Collection entries
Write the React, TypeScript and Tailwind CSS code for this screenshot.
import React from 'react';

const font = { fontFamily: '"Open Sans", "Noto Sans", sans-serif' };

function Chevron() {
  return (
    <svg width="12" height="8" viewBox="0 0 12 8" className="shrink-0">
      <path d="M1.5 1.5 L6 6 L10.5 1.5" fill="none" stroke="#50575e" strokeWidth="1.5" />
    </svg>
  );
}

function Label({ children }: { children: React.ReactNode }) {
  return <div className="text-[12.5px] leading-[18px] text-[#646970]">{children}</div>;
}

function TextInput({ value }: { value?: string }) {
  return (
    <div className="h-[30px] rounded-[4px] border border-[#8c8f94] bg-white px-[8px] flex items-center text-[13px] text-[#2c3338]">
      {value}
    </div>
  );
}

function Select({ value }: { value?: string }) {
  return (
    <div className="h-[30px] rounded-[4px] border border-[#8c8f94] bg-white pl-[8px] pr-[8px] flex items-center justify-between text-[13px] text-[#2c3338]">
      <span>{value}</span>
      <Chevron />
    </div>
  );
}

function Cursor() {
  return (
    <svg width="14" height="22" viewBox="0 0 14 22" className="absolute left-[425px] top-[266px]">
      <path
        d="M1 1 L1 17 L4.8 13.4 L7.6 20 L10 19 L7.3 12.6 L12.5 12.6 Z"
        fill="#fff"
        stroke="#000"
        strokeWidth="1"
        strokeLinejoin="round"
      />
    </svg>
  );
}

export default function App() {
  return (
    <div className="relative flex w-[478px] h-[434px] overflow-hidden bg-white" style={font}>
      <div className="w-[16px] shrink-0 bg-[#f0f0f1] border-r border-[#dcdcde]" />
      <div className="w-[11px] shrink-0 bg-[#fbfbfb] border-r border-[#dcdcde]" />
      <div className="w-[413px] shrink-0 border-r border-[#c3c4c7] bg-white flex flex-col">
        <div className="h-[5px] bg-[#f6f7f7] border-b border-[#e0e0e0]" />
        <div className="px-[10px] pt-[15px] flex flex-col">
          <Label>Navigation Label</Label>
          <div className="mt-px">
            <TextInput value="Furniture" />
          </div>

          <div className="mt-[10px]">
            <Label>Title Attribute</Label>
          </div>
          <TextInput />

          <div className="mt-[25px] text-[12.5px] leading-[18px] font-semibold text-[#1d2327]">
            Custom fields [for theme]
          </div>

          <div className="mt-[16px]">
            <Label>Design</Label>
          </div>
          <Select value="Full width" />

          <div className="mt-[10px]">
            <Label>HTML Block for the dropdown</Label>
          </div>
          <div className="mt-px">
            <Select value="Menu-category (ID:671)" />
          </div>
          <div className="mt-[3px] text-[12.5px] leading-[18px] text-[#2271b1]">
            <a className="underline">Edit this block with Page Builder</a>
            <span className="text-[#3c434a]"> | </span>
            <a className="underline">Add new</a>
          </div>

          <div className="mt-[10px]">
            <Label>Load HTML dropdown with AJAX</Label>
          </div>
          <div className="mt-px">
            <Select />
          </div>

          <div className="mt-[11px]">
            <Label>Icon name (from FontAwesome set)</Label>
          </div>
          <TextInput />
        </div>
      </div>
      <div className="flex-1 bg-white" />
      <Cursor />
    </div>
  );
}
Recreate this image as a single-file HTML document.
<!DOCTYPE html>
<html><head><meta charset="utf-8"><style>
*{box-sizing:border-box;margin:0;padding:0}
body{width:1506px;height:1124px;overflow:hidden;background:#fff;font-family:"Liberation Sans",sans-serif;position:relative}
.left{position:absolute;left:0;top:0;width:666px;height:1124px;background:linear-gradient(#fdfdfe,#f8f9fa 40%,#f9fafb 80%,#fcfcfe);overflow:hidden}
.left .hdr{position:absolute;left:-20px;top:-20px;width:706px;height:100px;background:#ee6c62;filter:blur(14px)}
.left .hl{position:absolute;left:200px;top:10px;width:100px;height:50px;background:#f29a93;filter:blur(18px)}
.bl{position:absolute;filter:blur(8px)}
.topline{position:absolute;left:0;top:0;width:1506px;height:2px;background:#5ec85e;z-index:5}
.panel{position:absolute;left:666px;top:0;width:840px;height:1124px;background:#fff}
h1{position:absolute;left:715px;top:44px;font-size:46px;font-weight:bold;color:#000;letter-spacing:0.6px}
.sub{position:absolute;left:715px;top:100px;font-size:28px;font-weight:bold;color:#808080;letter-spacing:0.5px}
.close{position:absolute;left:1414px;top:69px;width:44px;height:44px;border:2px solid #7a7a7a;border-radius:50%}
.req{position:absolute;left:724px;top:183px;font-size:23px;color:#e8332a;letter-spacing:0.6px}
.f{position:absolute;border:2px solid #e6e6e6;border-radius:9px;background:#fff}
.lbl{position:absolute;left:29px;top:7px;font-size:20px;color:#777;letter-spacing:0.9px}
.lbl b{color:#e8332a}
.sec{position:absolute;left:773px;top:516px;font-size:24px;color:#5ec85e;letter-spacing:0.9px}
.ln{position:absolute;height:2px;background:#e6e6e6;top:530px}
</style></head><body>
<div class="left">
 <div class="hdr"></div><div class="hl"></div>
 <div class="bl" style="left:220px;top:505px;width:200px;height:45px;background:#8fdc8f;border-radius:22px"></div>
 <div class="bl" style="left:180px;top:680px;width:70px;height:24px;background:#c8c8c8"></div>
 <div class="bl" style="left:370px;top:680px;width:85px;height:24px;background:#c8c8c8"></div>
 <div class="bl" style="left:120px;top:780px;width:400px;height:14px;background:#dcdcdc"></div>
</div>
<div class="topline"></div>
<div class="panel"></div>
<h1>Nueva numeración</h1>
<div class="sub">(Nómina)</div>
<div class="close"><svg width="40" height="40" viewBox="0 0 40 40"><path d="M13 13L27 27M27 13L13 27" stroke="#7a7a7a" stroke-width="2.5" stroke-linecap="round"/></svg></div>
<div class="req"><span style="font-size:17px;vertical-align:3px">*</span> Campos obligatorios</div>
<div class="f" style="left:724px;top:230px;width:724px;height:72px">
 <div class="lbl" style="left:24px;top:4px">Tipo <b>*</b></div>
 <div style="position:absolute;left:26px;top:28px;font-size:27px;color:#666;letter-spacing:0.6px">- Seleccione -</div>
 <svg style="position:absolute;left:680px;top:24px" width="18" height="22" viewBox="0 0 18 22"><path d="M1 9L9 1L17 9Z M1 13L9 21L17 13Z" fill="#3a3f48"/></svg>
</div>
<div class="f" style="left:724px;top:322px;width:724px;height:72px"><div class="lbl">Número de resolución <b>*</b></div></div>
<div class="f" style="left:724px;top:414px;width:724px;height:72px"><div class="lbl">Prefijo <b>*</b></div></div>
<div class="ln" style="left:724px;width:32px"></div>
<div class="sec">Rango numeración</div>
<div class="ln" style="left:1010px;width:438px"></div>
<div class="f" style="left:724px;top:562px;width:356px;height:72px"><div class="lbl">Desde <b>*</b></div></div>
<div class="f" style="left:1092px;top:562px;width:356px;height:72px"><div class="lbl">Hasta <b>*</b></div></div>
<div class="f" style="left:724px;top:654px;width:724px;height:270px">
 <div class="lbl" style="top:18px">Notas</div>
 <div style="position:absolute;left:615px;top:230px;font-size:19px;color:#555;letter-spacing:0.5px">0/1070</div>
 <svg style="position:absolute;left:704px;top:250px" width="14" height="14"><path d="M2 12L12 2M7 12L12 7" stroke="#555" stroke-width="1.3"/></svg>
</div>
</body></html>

### Direction
Transcribe every entry exactly, omitting nothing.

### Exercise answer
Write the React, TypeScript and Tailwind CSS code for this screenshot.
import React from 'react';

const font = { fontFamily: '"Open Sans", "Noto Sans", sans-serif' };

function Chevron() {
  return (
    <svg width="12" height="8" viewBox="0 0 12 8" className="shrink-0">
      <path d="M1.5 1.5 L6 6 L10.5 1.5" fill="none" stroke="#50575e" strokeWidth="1.5" />
    </svg>
  );
}

function Label({ children }: { children: React.ReactNode }) {
  return <div className="text-[12.5px] leading-[18px] text-[#646970]">{children}</div>;
}

function TextInput({ value }: { value?: string }) {
  return (
    <div className="h-[30px] rounded-[4px] border border-[#8c8f94] bg-white px-[8px] flex items-center text-[13px] text-[#2c3338]">
      {value}
    </div>
  );
}

function Select({ value }: { value?: string }) {
  return (
    <div className="h-[30px] rounded-[4px] border border-[#8c8f94] bg-white pl-[8px] pr-[8px] flex items-center justify-between text-[13px] text-[#2c3338]">
      <span>{value}</span>
      <Chevron />
    </div>
  );
}

function Cursor() {
  return (
    <svg width="14" height="22" viewBox="0 0 14 22" className="absolute left-[425px] top-[266px]">
      <path
        d="M1 1 L1 17 L4.8 13.4 L7.6 20 L10 19 L7.3 12.6 L12.5 12.6 Z"
        fill="#fff"
        stroke="#000"
        strokeWidth="1"
        strokeLinejoin="round"
      />
    </svg>
  );
}

export default function App() {
  return (
    <div className="relative flex w-[478px] h-[434px] overflow-hidden bg-white" style={font}>
      <div className="w-[16px] shrink-0 bg-[#f0f0f1] border-r border-[#dcdcde]" />
      <div className="w-[11px] shrink-0 bg-[#fbfbfb] border-r border-[#dcdcde]" />
      <div className="w-[413px] shrink-0 border-r border-[#c3c4c7] bg-white flex flex-col">
        <div className="h-[5px] bg-[#f6f7f7] border-b border-[#e0e0e0]" />
        <div className="px-[10px] pt-[15px] flex flex-col">
          <Label>Navigation Label</Label>
          <div className="mt-px">
            <TextInput value="Furniture" />
          </div>

          <div className="mt-[10px]">
            <Label>Title Attribute</Label>
          </div>
          <TextInput />

          <div className="mt-[25px] text-[12.5px] leading-[18px] font-semibold text-[#1d2327]">
            Custom fields [for theme]
          </div>

          <div className="mt-[16px]">
            <Label>Design</Label>
          </div>
          <Select value="Full width" />

          <div className="mt-[10px]">
            <Label>HTML Block for the dropdown</Label>
          </div>
          <div className="mt-px">
            <Select value="Menu-category (ID:671)" />
          </div>
          <div className="mt-[3px] text-[12.5px] leading-[18px] text-[#2271b1]">
            <a className="underline">Edit this block with Page Builder</a>
            <span className="text-[#3c434a]"> | </span>
            <a className="underline">Add new</a>
          </div>

          <div className="mt-[10px]">
            <Label>Load HTML dropdown with AJAX</Label>
          </div>
          <div className="mt-px">
            <Select />
          </div>

          <div className="mt-[11px]">
            <Label>Icon name (from FontAwesome set)</Label>
          </div>
          <TextInput />
        </div>
      </div>
      <div className="flex-1 bg-white" />
      <Cursor />
    </div>
  );
}
Recreate this image as a single-file HTML document.
<!DOCTYPE html>
<html><head><meta charset="utf-8"><style>
*{box-sizing:border-box;margin:0;padding:0}
body{width:1506px;height:1124px;overflow:hidden;background:#fff;font-family:"Liberation Sans",sans-serif;position:relative}
.left{position:absolute;left:0;top:0;width:666px;height:1124px;background:linear-gradient(#fdfdfe,#f8f9fa 40%,#f9fafb 80%,#fcfcfe);overflow:hidden}
.left .hdr{position:absolute;left:-20px;top:-20px;width:706px;height:100px;background:#ee6c62;filter:blur(14px)}
.left .hl{position:absolute;left:200px;top:10px;width:100px;height:50px;background:#f29a93;filter:blur(18px)}
.bl{position:absolute;filter:blur(8px)}
.topline{position:absolute;left:0;top:0;width:1506px;height:2px;background:#5ec85e;z-index:5}
.panel{position:absolute;left:666px;top:0;width:840px;height:1124px;background:#fff}
h1{position:absolute;left:715px;top:44px;font-size:46px;font-weight:bold;color:#000;letter-spacing:0.6px}
.sub{position:absolute;left:715px;top:100px;font-size:28px;font-weight:bold;color:#808080;letter-spacing:0.5px}
.close{position:absolute;left:1414px;top:69px;width:44px;height:44px;border:2px solid #7a7a7a;border-radius:50%}
.req{position:absolute;left:724px;top:183px;font-size:23px;color:#e8332a;letter-spacing:0.6px}
.f{position:absolute;border:2px solid #e6e6e6;border-radius:9px;background:#fff}
.lbl{position:absolute;left:29px;top:7px;font-size:20px;color:#777;letter-spacing:0.9px}
.lbl b{color:#e8332a}
.sec{position:absolute;left:773px;top:516px;font-size:24px;color:#5ec85e;letter-spacing:0.9px}
.ln{position:absolute;height:2px;background:#e6e6e6;top:530px}
</style></head><body>
<div class="left">
 <div class="hdr"></div><div class="hl"></div>
 <div class="bl" style="left:220px;top:505px;width:200px;height:45px;background:#8fdc8f;border-radius:22px"></div>
 <div class="bl" style="left:180px;top:680px;width:70px;height:24px;background:#c8c8c8"></div>
 <div class="bl" style="left:370px;top:680px;width:85px;height:24px;background:#c8c8c8"></div>
 <div class="bl" style="left:120px;top:780px;width:400px;height:14px;background:#dcdcdc"></div>
</div>
<div class="topline"></div>
<div class="panel"></div>
<h1>Nueva numeración</h1>
<div class="sub">(Nómina)</div>
<div class="close"><svg width="40" height="40" viewBox="0 0 40 40"><path d="M13 13L27 27M27 13L13 27" stroke="#7a7a7a" stroke-width="2.5" stroke-linecap="round"/></svg></div>
<div class="req"><span style="font-size:17px;vertical-align:3px">*</span> Campos obligatorios</div>
<div class="f" style="left:724px;top:230px;width:724px;height:72px">
 <div class="lbl" style="left:24px;top:4px">Tipo <b>*</b></div>
 <div style="position:absolute;left:26px;top:28px;font-size:27px;color:#666;letter-spacing:0.6px">- Seleccione -</div>
 <svg style="position:absolute;left:680px;top:24px" width="18" height="22" viewBox="0 0 18 22"><path d="M1 9L9 1L17 9Z M1 13L9 21L17 13Z" fill="#3a3f48"/></svg>
</div>
<div class="f" style="left:724px;top:322px;width:724px;height:72px"><div class="lbl">Número de resolución <b>*</b></div></div>
<div class="f" style="left:724px;top:414px;width:724px;height:72px"><div class="lbl">Prefijo <b>*</b></div></div>
<div class="ln" style="left:724px;width:32px"></div>
<div class="sec">Rango numeración</div>
<div class="ln" style="left:1010px;width:438px"></div>
<div class="f" style="left:724px;top:562px;width:356px;height:72px"><div class="lbl">Desde <b>*</b></div></div>
<div class="f" style="left:1092px;top:562px;width:356px;height:72px"><div class="lbl">Hasta <b>*</b></div></div>
<div class="f" style="left:724px;top:654px;width:724px;height:270px">
 <div class="lbl" style="top:18px">Notas</div>
 <div style="position:absolute;left:615px;top:230px;font-size:19px;color:#555;letter-spacing:0.5px">0/1070</div>
 <svg style="position:absolute;left:704px;top:250px" width="14" height="14"><path d="M2 12L12 2M7 12L12 7" stroke="#555" stroke-width="1.3"/></svg>
</div>
</body></html>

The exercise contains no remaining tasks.